In all the publicity surrounding the anniversaries there was no mention of the united response of the working class at the time. Shortly before the Shankill bomb there was a walkout by Shorts workers after a Catholic was murdered on the factory site in East Belfast. After the Shankill atrocity Catholic workers from Shorts and Harland & Wolff joined their Protestant workmates to march to the scene in protest. Soon after the attack on the Rising Sun Bar the trade unions organised a Northern Ireland-wide day of mass protest in which at least 80,000 took part. Working class people voiced their revulsion at events and demanded an end to the violence. Less than a year later the main paramilitary groups announced their ceasefires.

As well as remembering the dead and the survivors of that terrible week twenty years ago it is of vital importance that we learn the lessons of those events. One key lesson is that the working class, when it acts collectively and in unison, can make a real impact on events. Throughout the Troubles, the majority of workers remained united in their unions. Not once was a major strike been defeated by sectarianism. And repeatedly throughout the Troubles the working class intervened to both halt a slide to more intense conflict and to demand paramilitary ceasefires and a better future.

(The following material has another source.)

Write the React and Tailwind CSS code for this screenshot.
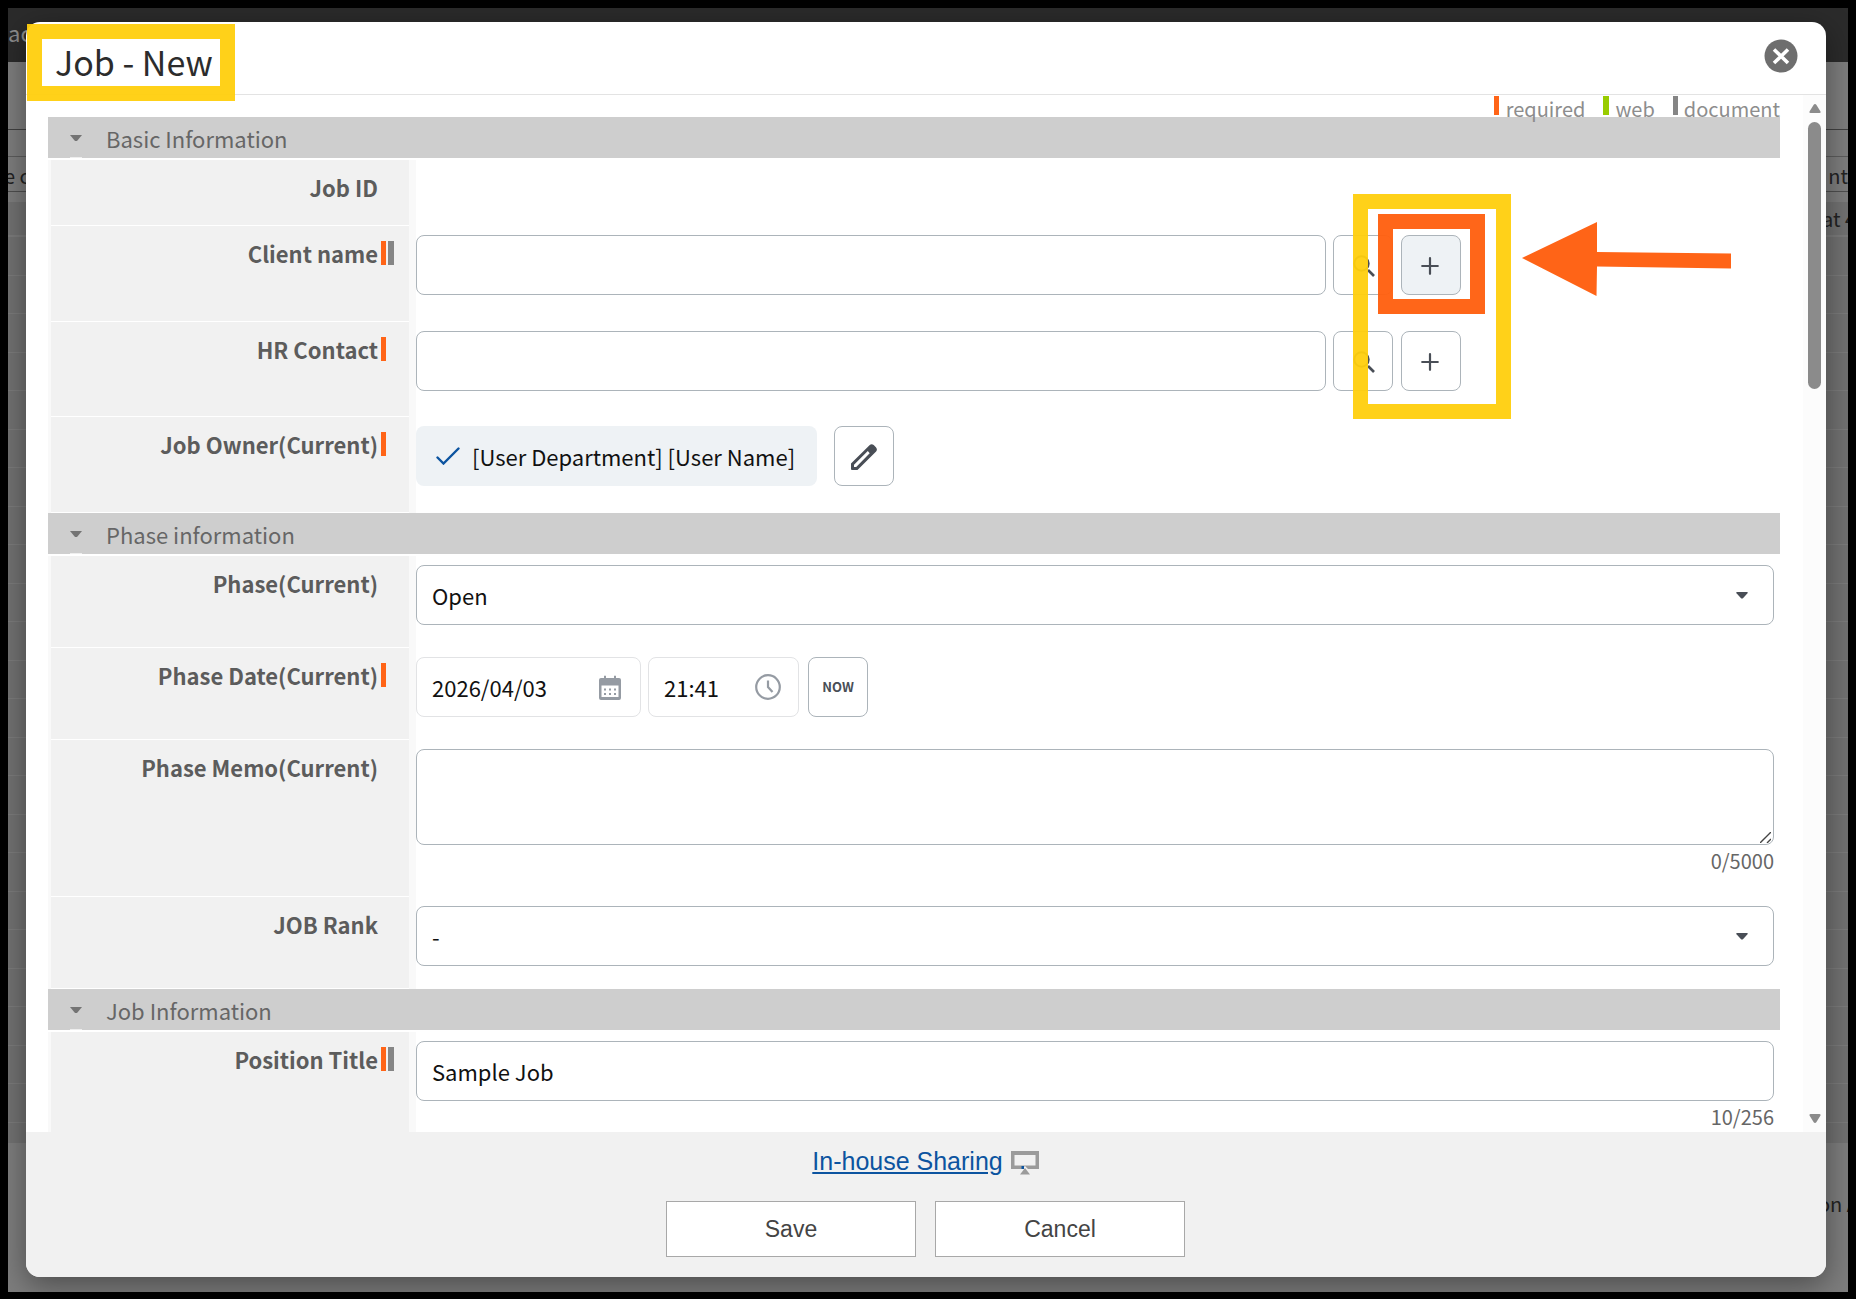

The demonstrations after the Shankill bomb and Greysteel massacre, and the other trade union demonstrations of the early 1990s, were instrumental in forcing the paramilitary groups to accept the futility of their campaigns.

We must reject the insidious idea that we are all somehow to blame for the Troubles. Working class activists, primarily organised through the unions, stood against sectarianism and sectarian killings. These activists were not responsible for the Troubles and to suggest otherwise is a travesty.

Sectarian forces on the other hand have much to answer for. They dragged us into violence in the past and will do so again unless challenged. We need to build an alternative, through well-organised trade unions with combative leaderships, and by working to create a mass anti-sectarian party which unites Catholic and Protestant workers and young people.